COMMENTAIRE SUR L'ESPRIT DES LOIS - Partie 15

Publié le par loveVoltaire

COMMENTAIRE SUR L'ESPRIT DES LOIS - Partie 15

Photo de PAPAPOUSS

 

 

 

 

 

COMMENTAIRE

 

SUR L'ESPRIT DES LOIS.

 

 

 

_________

 

 

- Partie 15 -

 

 

_________

 

 

 

 

COMMENTAIRE

 

SUR QUELQUES PRINCIPALES MAXIMES

 

DE L'ESPRIT DES LOIS.

 

 

 

 

XXVIII.

 

 

 

 

 

 

 

 

"      On est étonné de la punition de cet aréopagite qui avait tué un moineau qui, poursuivi par un épervier, s'était réfugié dans son sein.

 

      On est surpris que l'aréopage ait fait mourir un enfant qui avait crevé les yeux à son oiseau. Qu'on fasse attention qu'il ne s'agit point là d'une condamnation pour crime, mais d'un jugement de mœurs dans une république fondée sur les mœurs." (Page 79, livre V, chapitre XIX.)

 

      Non, je ne suis point surpris de ces deux jugements atroces, car je n'en crois rien ; et un homme comme Montesquieu devait n'en rien croire. Quoiqu'on reproche aux Athéniens beaucoup d'inconséquences, de légèretés cruelles, de très mauvaises actions, et une plus mauvaise conduite, je ne pense point qu'ils aient eu l'absurdité aussi ridicule que barbare de tuer des hommes et des enfants pour des moineaux. C'est un jugement de mœurs, dit Montesquieu (1); quelles mœurs! Quoi donc ! n'y a-t-il pas une dureté de mœurs plus horrible à tuer votre compatriote qu'à tordre le cou à un moineau ou à lui crever l'œil ?

 

      Vous me parlez sans cesse de monarchie fondée sur l'honneur, et de république fondée sur la vertu.
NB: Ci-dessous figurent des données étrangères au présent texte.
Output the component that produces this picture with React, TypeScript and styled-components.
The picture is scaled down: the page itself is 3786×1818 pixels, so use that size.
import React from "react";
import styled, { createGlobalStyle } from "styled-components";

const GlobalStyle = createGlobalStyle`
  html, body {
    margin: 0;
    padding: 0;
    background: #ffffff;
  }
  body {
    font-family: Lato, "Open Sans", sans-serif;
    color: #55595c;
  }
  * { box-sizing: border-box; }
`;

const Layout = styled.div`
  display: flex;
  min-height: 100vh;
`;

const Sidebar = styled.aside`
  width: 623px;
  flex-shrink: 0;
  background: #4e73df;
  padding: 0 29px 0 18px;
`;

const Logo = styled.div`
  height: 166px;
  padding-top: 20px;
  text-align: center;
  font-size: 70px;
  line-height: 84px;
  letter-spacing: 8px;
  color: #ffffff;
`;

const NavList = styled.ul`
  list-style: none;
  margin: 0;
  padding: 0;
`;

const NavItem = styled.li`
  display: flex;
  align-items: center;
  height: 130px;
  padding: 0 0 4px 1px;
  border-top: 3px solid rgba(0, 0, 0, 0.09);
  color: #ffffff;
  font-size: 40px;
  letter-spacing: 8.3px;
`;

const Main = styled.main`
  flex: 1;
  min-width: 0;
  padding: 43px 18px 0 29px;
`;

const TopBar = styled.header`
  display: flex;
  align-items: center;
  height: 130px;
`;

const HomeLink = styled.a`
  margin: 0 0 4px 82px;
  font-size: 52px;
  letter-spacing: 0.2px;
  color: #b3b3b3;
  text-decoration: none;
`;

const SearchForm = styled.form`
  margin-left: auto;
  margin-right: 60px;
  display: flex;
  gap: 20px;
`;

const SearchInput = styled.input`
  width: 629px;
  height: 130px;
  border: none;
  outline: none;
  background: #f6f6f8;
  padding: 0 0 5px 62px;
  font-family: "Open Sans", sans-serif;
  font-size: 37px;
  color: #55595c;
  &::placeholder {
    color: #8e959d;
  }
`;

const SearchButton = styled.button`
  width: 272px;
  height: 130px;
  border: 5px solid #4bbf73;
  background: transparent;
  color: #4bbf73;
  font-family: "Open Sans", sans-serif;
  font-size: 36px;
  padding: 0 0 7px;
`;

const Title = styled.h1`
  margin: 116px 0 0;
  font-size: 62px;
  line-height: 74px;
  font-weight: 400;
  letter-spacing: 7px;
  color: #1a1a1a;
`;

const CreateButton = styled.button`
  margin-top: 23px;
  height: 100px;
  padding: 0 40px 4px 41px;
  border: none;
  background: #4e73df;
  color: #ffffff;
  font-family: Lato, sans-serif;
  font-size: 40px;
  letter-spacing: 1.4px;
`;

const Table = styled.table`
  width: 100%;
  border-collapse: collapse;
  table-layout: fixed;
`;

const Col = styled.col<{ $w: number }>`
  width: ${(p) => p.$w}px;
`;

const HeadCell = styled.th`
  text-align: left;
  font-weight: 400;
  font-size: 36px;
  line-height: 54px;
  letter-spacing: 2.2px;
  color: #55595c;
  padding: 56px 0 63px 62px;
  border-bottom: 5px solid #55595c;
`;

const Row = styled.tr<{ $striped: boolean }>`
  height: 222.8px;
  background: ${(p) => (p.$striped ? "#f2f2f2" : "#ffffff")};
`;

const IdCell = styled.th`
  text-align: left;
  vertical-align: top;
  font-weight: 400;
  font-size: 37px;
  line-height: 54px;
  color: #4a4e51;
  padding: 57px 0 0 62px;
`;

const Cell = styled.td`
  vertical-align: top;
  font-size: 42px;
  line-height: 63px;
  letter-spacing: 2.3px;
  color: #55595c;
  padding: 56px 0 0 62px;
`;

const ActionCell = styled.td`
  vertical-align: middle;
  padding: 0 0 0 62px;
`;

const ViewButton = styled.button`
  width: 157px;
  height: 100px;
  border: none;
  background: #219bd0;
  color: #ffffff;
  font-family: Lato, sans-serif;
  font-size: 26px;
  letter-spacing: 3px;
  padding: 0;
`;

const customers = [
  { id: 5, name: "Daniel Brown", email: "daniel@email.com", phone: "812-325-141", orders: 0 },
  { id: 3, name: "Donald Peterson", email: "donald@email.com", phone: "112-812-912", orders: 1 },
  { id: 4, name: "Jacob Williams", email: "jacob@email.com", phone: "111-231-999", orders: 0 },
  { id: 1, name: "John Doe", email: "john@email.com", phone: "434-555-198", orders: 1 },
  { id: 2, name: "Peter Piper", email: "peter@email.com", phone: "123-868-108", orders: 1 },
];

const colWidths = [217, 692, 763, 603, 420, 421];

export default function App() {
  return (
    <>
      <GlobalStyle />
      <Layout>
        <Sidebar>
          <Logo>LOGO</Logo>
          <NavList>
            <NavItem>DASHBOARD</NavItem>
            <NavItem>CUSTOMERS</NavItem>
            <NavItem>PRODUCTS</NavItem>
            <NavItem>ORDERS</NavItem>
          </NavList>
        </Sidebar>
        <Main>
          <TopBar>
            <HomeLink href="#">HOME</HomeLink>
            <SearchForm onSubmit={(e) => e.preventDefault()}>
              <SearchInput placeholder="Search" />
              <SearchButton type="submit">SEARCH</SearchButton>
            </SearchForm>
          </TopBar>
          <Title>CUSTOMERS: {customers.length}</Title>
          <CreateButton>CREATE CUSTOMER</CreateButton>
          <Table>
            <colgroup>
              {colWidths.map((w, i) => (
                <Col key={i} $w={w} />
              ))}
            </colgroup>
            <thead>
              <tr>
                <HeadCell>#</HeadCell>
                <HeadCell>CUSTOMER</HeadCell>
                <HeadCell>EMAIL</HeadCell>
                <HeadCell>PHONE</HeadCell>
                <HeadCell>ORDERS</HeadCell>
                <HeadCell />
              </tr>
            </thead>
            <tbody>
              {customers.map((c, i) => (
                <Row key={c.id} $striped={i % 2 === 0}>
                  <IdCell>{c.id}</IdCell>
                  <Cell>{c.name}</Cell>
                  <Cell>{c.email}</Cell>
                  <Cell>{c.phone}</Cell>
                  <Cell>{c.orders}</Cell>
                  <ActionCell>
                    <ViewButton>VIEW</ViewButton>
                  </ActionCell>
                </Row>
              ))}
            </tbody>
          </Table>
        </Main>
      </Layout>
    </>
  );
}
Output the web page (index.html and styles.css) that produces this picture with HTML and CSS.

Je vous dis hardiment qu'il y a dans tous les gouvernements de la vertu et de l'honneur.

 

      Je vous dis que la vertu n'a eu nulle part à l'établissement ni d'Athènes, ni de Rome, ni de Saint-Marin, ni de Raguse, ni de Genève. On se met en république quand on le peut. Alors l'ambition, la vanité, l'intérêt de chaque citoyen veille sur l'intérêt, la vanité, l'ambition de son voisin ; chacun obéit volontiers aux lois pour lesquelles il a donné son suffrage ; on aime l'État dont on est seigneur pour un cent millième, si la république a cent mille bourgeois. Il n'y a là aucune vertu (2). Quand Genève secoua le joug de son comte et de son évêque, la vertu ne se mêla point de cette aventure. Si Ragus est libre, qu'elle n'en rende point grâces à la vertu, mais à vingt-cinq mille écus d'or qu'elle paie tous les ans à la Porte ottomane. Que Saint Marin remercie le pape de sa situation, de sa petitesse, de sa pauvreté. S'il est vrai que Lucrèce (chose fort douteuse) ait fait chasser les rois de Rome pour s'être tuée après s'être laissé violer, il y a de la vertu dans sa mort, c'est-à-dire du courage et de l'honneur, quoiqu'il y eût un peu de faiblesse à laisser faire le jeune Tarquin. Mais je ne vois pas que les Romains fussent plus vertueux en chassant Tarquin-le-Superbe que les Anglais ne l'ont été en renvoyant Jacques II. Je ne conçois pas même qu'un Grison, ou un bourgeois de Zug, doivent avoir plus de vertu qu'un homme domicilié à Paris ou à Madrid.

 

      Quant à la ville d'Athènes, j'ignore si Thésée le fut avant ou après qu'il eut fait le voyage de l'enfer. Je croirai, si l'on veut, que les Athéniens eurent la générosité d'abolir la royauté dès que Codrus, qui se sacrifie pour son peuple, n'avait pas quelque vertu. En vérité toutes ces questions subtiles sont trop délicates pour avoir quelque solidité. Il faut le redire ; c'est de l'esprit sur les lois.

 

 

 

 

1 - Une république fondée sur les mœurs, où l'on punit de mort arbitrairement des actions qui indiquent des disposition à la cruauté ! Ne voit-on pas plutôt dans ces jugements l'emportement d'un peuple sauvage et barbare, mais qui commence à saisir quelques idées d'humanité ? N'est-il pas encore plus vraisemblable que ce sont des contes, comme tant d'autres jugements célèbres, depuis celui de l'aréopage en faveur de Minerve, jusqu'à ceux de Sancho Pança dans son île ? (K.)